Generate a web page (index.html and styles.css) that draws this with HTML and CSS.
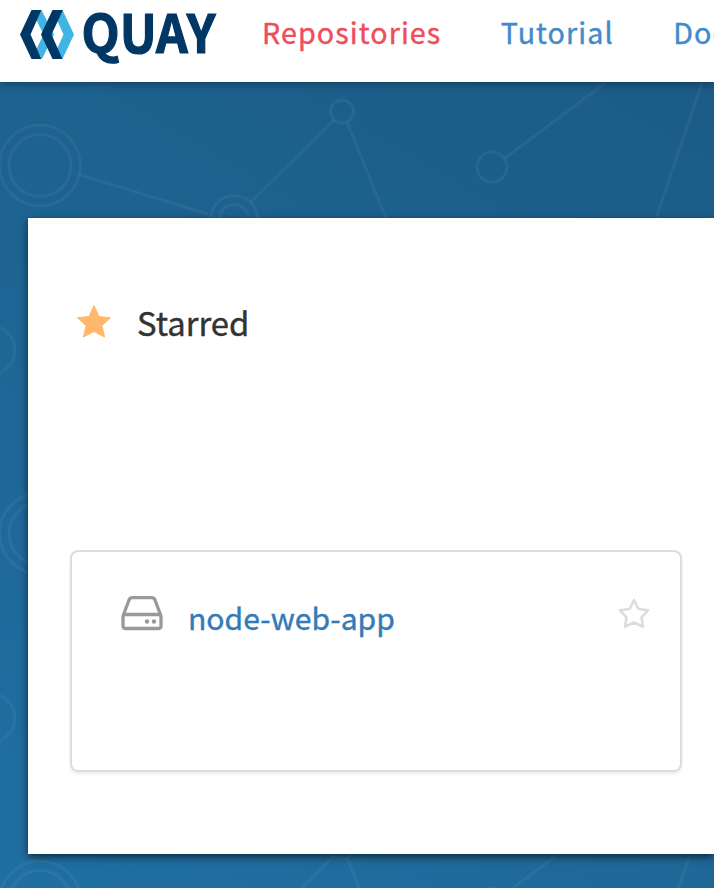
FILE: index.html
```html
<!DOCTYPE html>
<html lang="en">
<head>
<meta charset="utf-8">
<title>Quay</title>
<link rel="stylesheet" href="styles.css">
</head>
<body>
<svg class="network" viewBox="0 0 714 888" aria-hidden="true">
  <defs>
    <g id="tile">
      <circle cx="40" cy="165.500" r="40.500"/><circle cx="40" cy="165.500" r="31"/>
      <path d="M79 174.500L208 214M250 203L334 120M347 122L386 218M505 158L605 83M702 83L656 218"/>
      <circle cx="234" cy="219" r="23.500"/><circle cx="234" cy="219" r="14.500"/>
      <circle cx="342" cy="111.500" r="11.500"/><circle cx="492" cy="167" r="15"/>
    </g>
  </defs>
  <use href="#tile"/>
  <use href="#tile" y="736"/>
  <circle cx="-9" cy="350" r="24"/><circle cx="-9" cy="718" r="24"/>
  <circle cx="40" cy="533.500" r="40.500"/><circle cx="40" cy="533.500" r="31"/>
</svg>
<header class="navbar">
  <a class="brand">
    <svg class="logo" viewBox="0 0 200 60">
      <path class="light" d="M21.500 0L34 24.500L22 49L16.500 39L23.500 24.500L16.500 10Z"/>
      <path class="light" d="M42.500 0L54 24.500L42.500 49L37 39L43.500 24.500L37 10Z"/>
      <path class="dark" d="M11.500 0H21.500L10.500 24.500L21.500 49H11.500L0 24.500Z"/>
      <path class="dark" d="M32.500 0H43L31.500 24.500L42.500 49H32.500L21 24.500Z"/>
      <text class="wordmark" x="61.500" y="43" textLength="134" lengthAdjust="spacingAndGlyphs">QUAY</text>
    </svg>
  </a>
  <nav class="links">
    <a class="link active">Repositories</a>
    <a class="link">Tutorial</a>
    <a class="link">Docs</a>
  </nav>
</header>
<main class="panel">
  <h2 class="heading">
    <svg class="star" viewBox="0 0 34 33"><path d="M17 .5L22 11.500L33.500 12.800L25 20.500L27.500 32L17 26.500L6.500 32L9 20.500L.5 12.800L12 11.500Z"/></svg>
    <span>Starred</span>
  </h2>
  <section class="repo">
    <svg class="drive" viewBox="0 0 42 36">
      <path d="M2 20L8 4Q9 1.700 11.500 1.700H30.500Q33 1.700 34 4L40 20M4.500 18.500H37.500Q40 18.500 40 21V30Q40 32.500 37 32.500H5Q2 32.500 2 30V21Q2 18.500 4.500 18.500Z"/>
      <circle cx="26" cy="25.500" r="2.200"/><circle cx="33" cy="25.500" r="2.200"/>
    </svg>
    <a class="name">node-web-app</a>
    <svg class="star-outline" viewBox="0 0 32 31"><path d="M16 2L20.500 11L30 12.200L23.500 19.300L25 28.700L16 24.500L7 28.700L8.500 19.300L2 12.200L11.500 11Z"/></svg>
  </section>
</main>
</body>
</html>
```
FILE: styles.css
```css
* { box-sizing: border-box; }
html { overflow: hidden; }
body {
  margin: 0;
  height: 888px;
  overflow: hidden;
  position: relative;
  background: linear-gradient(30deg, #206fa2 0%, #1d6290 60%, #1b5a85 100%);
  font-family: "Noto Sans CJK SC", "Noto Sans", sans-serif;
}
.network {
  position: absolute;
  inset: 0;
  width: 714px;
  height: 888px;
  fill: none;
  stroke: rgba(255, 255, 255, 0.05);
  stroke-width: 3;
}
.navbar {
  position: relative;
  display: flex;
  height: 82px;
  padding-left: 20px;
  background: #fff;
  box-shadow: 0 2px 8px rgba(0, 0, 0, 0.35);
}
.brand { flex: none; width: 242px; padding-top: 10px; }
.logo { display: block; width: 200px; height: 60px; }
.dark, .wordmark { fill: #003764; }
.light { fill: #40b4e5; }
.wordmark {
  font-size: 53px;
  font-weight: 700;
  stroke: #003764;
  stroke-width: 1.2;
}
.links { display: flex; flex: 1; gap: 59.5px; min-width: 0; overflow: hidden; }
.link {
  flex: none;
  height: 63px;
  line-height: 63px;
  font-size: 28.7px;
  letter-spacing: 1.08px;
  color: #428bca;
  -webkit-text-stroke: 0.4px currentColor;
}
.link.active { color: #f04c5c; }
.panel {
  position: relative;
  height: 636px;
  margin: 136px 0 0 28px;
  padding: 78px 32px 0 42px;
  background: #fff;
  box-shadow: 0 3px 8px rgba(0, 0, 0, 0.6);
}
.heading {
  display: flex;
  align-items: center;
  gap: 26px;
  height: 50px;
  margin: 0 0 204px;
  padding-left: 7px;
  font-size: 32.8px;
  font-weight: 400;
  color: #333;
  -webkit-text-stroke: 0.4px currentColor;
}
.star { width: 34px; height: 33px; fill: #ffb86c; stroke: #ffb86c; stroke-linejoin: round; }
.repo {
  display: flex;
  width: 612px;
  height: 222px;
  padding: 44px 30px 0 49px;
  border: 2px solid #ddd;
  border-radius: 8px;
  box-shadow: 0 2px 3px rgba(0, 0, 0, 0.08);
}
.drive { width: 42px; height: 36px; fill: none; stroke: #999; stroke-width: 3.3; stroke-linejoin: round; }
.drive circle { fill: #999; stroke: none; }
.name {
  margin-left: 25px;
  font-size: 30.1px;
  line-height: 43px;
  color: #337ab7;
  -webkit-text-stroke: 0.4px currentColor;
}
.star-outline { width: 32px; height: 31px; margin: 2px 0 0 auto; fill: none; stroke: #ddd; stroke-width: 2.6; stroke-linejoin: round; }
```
════════
*GIVEN REQUEST*.
Repeat the data in full and exactly. Omit pictures.

*RESPONSE*.
Generate a web page (index.html and styles.css) that draws this with HTML and CSS.
FILE: index.html
```html
<!DOCTYPE html>
<html lang="en">
<head>
<meta charset="utf-8">
<title>Quay</title>
<link rel="stylesheet" href="styles.css">
</head>
<body>
<svg class="network" viewBox="0 0 714 888" aria-hidden="true">
  <defs>
    <g id="tile">
      <circle cx="40" cy="165.500" r="40.500"/><circle cx="40" cy="165.500" r="31"/>
      <path d="M79 174.500L208 214M250 203L334 120M347 122L386 218M505 158L605 83M702 83L656 218"/>
      <circle cx="234" cy="219" r="23.500"/><circle cx="234" cy="219" r="14.500"/>
      <circle cx="342" cy="111.500" r="11.500"/><circle cx="492" cy="167" r="15"/>
    </g>
  </defs>
  <use href="#tile"/>
  <use href="#tile" y="736"/>
  <circle cx="-9" cy="350" r="24"/><circle cx="-9" cy="718" r="24"/>
  <circle cx="40" cy="533.500" r="40.500"/><circle cx="40" cy="533.500" r="31"/>
</svg>
<header class="navbar">
  <a class="brand">
    <svg class="logo" viewBox="0 0 200 60">
      <path class="light" d="M21.500 0L34 24.500L22 49L16.500 39L23.500 24.500L16.500 10Z"/>
      <path class="light" d="M42.500 0L54 24.500L42.500 49L37 39L43.500 24.500L37 10Z"/>
      <path class="dark" d="M11.500 0H21.500L10.500 24.500L21.500 49H11.500L0 24.500Z"/>
      <path class="dark" d="M32.500 0H43L31.500 24.500L42.500 49H32.500L21 24.500Z"/>
      <text class="wordmark" x="61.500" y="43" textLength="134" lengthAdjust="spacingAndGlyphs">QUAY</text>
    </svg>
  </a>
  <nav class="links">
    <a class="link active">Repositories</a>
    <a class="link">Tutorial</a>
    <a class="link">Docs</a>
  </nav>
</header>
<main class="panel">
  <h2 class="heading">
    <svg class="star" viewBox="0 0 34 33"><path d="M17 .5L22 11.500L33.500 12.800L25 20.500L27.500 32L17 26.500L6.500 32L9 20.500L.5 12.800L12 11.500Z"/></svg>
    <span>Starred</span>
  </h2>
  <section class="repo">
    <svg class="drive" viewBox="0 0 42 36">
      <path d="M2 20L8 4Q9 1.700 11.500 1.700H30.500Q33 1.700 34 4L40 20M4.500 18.500H37.500Q40 18.500 40 21V30Q40 32.500 37 32.500H5Q2 32.500 2 30V21Q2 18.500 4.500 18.500Z"/>
      <circle cx="26" cy="25.500" r="2.200"/><circle cx="33" cy="25.500" r="2.200"/>
    </svg>
    <a class="name">node-web-app</a>
    <svg class="star-outline" viewBox="0 0 32 31"><path d="M16 2L20.500 11L30 12.200L23.500 19.300L25 28.700L16 24.500L7 28.700L8.500 19.300L2 12.200L11.500 11Z"/></svg>
  </section>
</main>
</body>
</html>
```
FILE: styles.css
```css
* { box-sizing: border-box; }
html { overflow: hidden; }
body {
  margin: 0;
  height: 888px;
  overflow: hidden;
  position: relative;
  background: linear-gradient(30deg, #206fa2 0%, #1d6290 60%, #1b5a85 100%);
  font-family: "Noto Sans CJK SC", "Noto Sans", sans-serif;
}
.network {
  position: absolute;
  inset: 0;
  width: 714px;
  height: 888px;
  fill: none;
  stroke: rgba(255, 255, 255, 0.05);
  stroke-width: 3;
}
.navbar {
  position: relative;
  display: flex;
  height: 82px;
  padding-left: 20px;
  background: #fff;
  box-shadow: 0 2px 8px rgba(0, 0, 0, 0.35);
}
.brand { flex: none; width: 242px; padding-top: 10px; }
.logo { display: block; width: 200px; height: 60px; }
.dark, .wordmark { fill: #003764; }
.light { fill: #40b4e5; }
.wordmark {
  font-size: 53px;
  font-weight: 700;
  stroke: #003764;
  stroke-width: 1.2;
}
.links { display: flex; flex: 1; gap: 59.5px; min-width: 0; overflow: hidden; }
.link {
  flex: none;
  height: 63px;
  line-height: 63px;
  font-size: 28.7px;
  letter-spacing: 1.08px;
  color: #428bca;
  -webkit-text-stroke: 0.4px currentColor;
}
.link.active { color: #f04c5c; }
.panel {
  position: relative;
  height: 636px;
  margin: 136px 0 0 28px;
  padding: 78px 32px 0 42px;
  background: #fff;
  box-shadow: 0 3px 8px rgba(0, 0, 0, 0.6);
}
.heading {
  display: flex;
  align-items: center;
  gap: 26px;
  height: 50px;
  margin: 0 0 204px;
  padding-left: 7px;
  font-size: 32.8px;
  font-weight: 400;
  color: #333;
  -webkit-text-stroke: 0.4px currentColor;
}
.star { width: 34px; height: 33px; fill: #ffb86c; stroke: #ffb86c; stroke-linejoin: round; }
.repo {
  display: flex;
  width: 612px;
  height: 222px;
  padding: 44px 30px 0 49px;
  border: 2px solid #ddd;
  border-radius: 8px;
  box-shadow: 0 2px 3px rgba(0, 0, 0, 0.08);
}
.drive { width: 42px; height: 36px; fill: none; stroke: #999; stroke-width: 3.3; stroke-linejoin: round; }
.drive circle { fill: #999; stroke: none; }
.name {
  margin-left: 25px;
  font-size: 30.1px;
  line-height: 43px;
  color: #337ab7;
  -webkit-text-stroke: 0.4px currentColor;
}
.star-outline { width: 32px; height: 31px; margin: 2px 0 0 auto; fill: none; stroke: #ddd; stroke-width: 2.6; stroke-linejoin: round; }
```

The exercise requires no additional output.